Well servicing fluids have been suggested, such as in U.S. Pat. No. 5,620,947, including fluid composition using brines containing water soluble salts in particulate size, sometimes called “sized-salt.” The fluids suggested there are said to be produced from a saturated brine solution, a water soluble sized salt that is insoluble in the saturated brine solution, and a water soluble polymer produced from at least two monomers of 2-acrylamido-2-methylpropanesulfonate, acrylamide or 2-vinylpyrrolidone, where the fluid is exposed to temperatures above 400° F. These fluids are said to address the known problem that polymer products used to suspend the salt particles and to supplement the bridging of salt particles are not temperature stable at temperatures above about 300° F. These higher temperatures can cause breakdown of viscosifiers and filtration control additives. For example, starch and xanthan gum degrade at about 225° F. to 250° F., carboxymethyl cellulose and guar gum degrade at about 250° F. to 300° F., and lignosulfonates begin to degrade at about 250° F. and are particularly unstable above about 325° F. Without adequate filtration control, formation damage can result.

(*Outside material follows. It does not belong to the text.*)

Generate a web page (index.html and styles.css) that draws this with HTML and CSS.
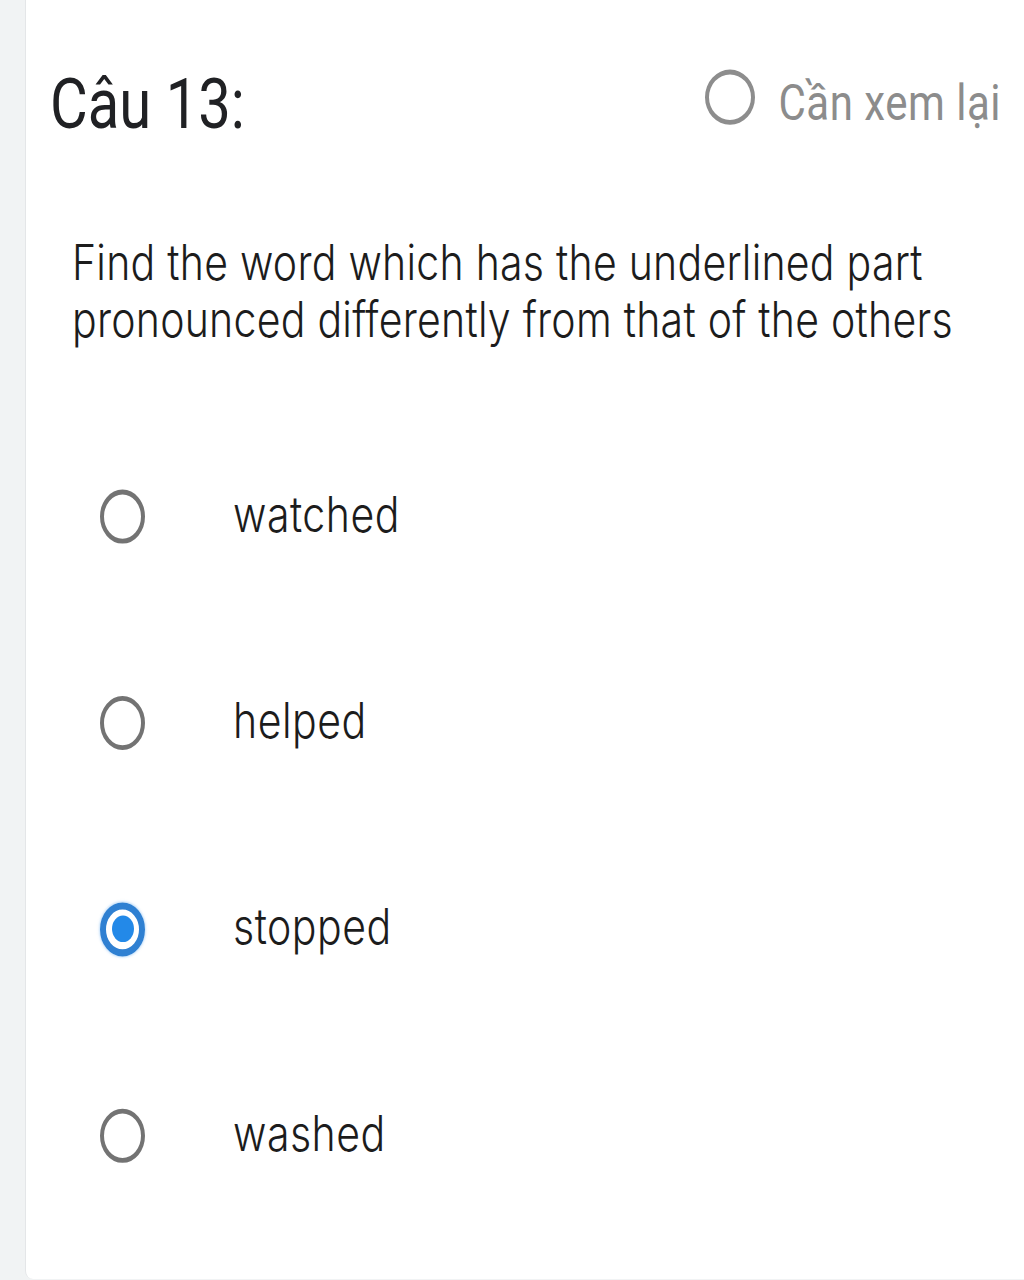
FILE: index.html
```html
<!DOCTYPE html>
<html lang="vi">
<head>
<meta charset="utf-8">
<title>Câu 13</title>
<link rel="stylesheet" href="styles.css">
</head>
<body>
<div class="page">
  <div class="card">
    <div class="content">
      <div class="header">
        <h1 class="title">Câu 13:</h1>
        <div class="review">
          <span class="review-circle"></span>
          <span class="review-label">Cần xem lại</span>
        </div>
      </div>
      <p class="question">Find the word which has the underlined part<br>pronounced differently from that of the others</p>
      <div class="options">
        <div class="option"><span class="radio"></span><span class="option-label">watched</span></div>
        <div class="option"><span class="radio"></span><span class="option-label">helped</span></div>
        <div class="option"><span class="radio radio-checked"><span class="radio-dot"></span></span><span class="option-label">stopped</span></div>
        <div class="option"><span class="radio"></span><span class="option-label">washed</span></div>
      </div>
    </div>
  </div>
</div>
</body>
</html>
```
FILE: styles.css
```css
* { box-sizing: border-box; }
html, body { margin: 0; padding: 0; }
body {
  background: #f1f3f4;
  font-family: Roboto, "Liberation Sans", Arial, sans-serif;
  color: #202124;
}
.page {
  display: flex;
  padding-left: 25px;
  height: 1280px;
  overflow: hidden;
}
.card {
  flex: 1;
  height: 1279px;
  background: #ffffff;
  border-left: 1px solid #e4e6e8;
  border-radius: 0 0 0 8px;
}
.content {
  transform: scaleY(1.2);
  transform-origin: 0 0;
  padding: 53px 23px 0 24px;
}
.header {
  display: flex;
  justify-content: space-between;
  align-items: flex-start;
}
.title {
  margin: 0;
  font-size: 58px;
  font-weight: 400;
  line-height: 68px;
  color: #202124;
}
.review {
  display: flex;
  align-items: center;
  gap: 23px;
  margin-top: 9px;
  height: 48px;
}
.review-circle {
  flex-shrink: 0;
  width: 50px;
  height: 46px;
  border: 4px solid #8d8d8d;
  border-radius: 50%;
  margin-bottom: 10px;
}
.review-label {
  font-size: 42px;
  letter-spacing: 0.5px;
  line-height: 48px;
  color: #8c8c8c;
}
.question {
  margin: 73px 0 0 22px;
  font-family: Inter, Roboto, "Liberation Sans", sans-serif;
  font-size: 41px;
  font-weight: 350;
  letter-spacing: 0.25px;
  line-height: 48px;
  color: #1c1c1c;
}
.options {
  display: flex;
  flex-direction: column;
  gap: 124px;
  margin-top: 114px;
}
.option {
  display: flex;
  align-items: center;
  height: 48px;
  padding-left: 50px;
}
.radio {
  width: 45px;
  height: 45px;
  border: 4px solid #737373;
  border-radius: 50%;
  margin-right: 88px;
  flex-shrink: 0;
  margin-top: 4px;
  display: flex;
  align-items: center;
  justify-content: center;
}
.radio-checked {
  border: 6px solid #2f80d2;
  box-shadow: 0 0 2px 1px rgba(90, 165, 240, 0.35);
}
.radio-dot {
  width: 22px;
  height: 22px;
  border-radius: 50%;
  background: #2389e8;
}
.option-label {
  font-family: Inter, Roboto, "Liberation Sans", sans-serif;
  font-size: 41px;
  font-weight: 350;
  letter-spacing: 0.5px;
  line-height: 48px;
  color: #1c1c1c;
}
```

The search for oil and gas has led to the drilling of deeper wells in recent years. Because of the temperature gradient in the earth's crust, deeper wells have higher bottomhole temperatures. A good workover and completion fluid should be Theologically stable over the entire range of temperatures to which it will be exposed, in order to suspend the particulate filtration and bridging additives. In deep wells, this can exceed 400° F. or even 425° F. or higher. Accordingly, there is a need for improved wellbore fluids, particularly for fluids that provide good viscosity and are thermally stable at temperatures above 400° F. or even 425° F. or higher.
In order to achieve a suitable density for use in well-drilling or other well servicing operations, it is conventional to use soluble polymers, such as polysaccharide polymers, in compositions further including water soluble salts, e.g., as described in UK patent 1,549,734 and U.S. Pat. No. 4,900,457. These salts are typically halide salts (e.g. chlorides and bromides) of mono- or divalent cations, such as sodium, potassium, calcium and zinc. Conventional water soluble polymers have deficiencies in typical uses. When the polymers are exposed to shearing conditions they are physically degraded to lower molecular weight polymers, thereby reducing the viscosity of the aqueous solution containing the polymers. In addition, aqueous solutions containing ionic water soluble polymers exhibit viscosity reduction when electrolytes are introduced to the solution, as is common in enhanced oil recovery. Finally, exposure of such aqueous solutions to high temperatures causes an undesirable degree of reduction in viscosity.
It is known to attach hydrophobic groups to polymers to modify the viscosity of an aqueous media solution containing the polymer. These rheology modifiers are generally known as associative polymers or hydrophobe associative polymers. In particular, these hydrophobized polymers in certain systems or solutions increase low shear thixotropy, high shear thinability, high solids loading, resistance to mechanical degradation and impart lubricity. Certain aqueous soluble hydrophobe associative copolymers are shown in published patent application WO 85/03510, the entire disclosure of which is hereby incorporated herein by reference in its entirety for all purposes. The copolymers of WO 85/03510 are said to be formed of an ethylenically unsaturated, water soluble monomer and an ethylenically unsaturated amphiphilic monomer having hydrophobic moieties that are capable of associating with each other in an aqueous medium containing a water soluble electrolyte. The copolymers are discussed for use in an aqueous medium together with such electrolyte and other ingredients common to mobility control fluids, fracturing fluids and drilling muds.
As noted above, a problem still faced in well drilling and other well servicing operations relates to thermal stability of well service fluids, such as completion fluids, work-over fluids and drilling fluids or muds, and especially thermal stability coupled with high density and viscosity. Temperatures in subsurface formations generally rise approximately 1° C. per hundred feet (30 meters) depth. Known aqueous polysaccharide compositions each has its own characteristic temperature above which it undergoes substantial degradation with undesirable reduction of viscosity, thus imposing limitations on its use in drilling operations below a corresponding depth. Additives, for example, blends of polymeric alkaline materials such as that sold by International Drilling Fluids (UK) Ltd., under the trademark “PTS 200,” have been used to improve thermal stability of aqueous polysaccharide compositions. There remains a substantial need for good well service fluids that are thermally stable at high temperature, have good density and exhibit high and durable viscosity.
It is an object of the present invention to provide polymers and compositions meeting some or all of the industrial needs identified above. It is also an object of the invention to provide well servicing methods and the like employing such polymers and compositions.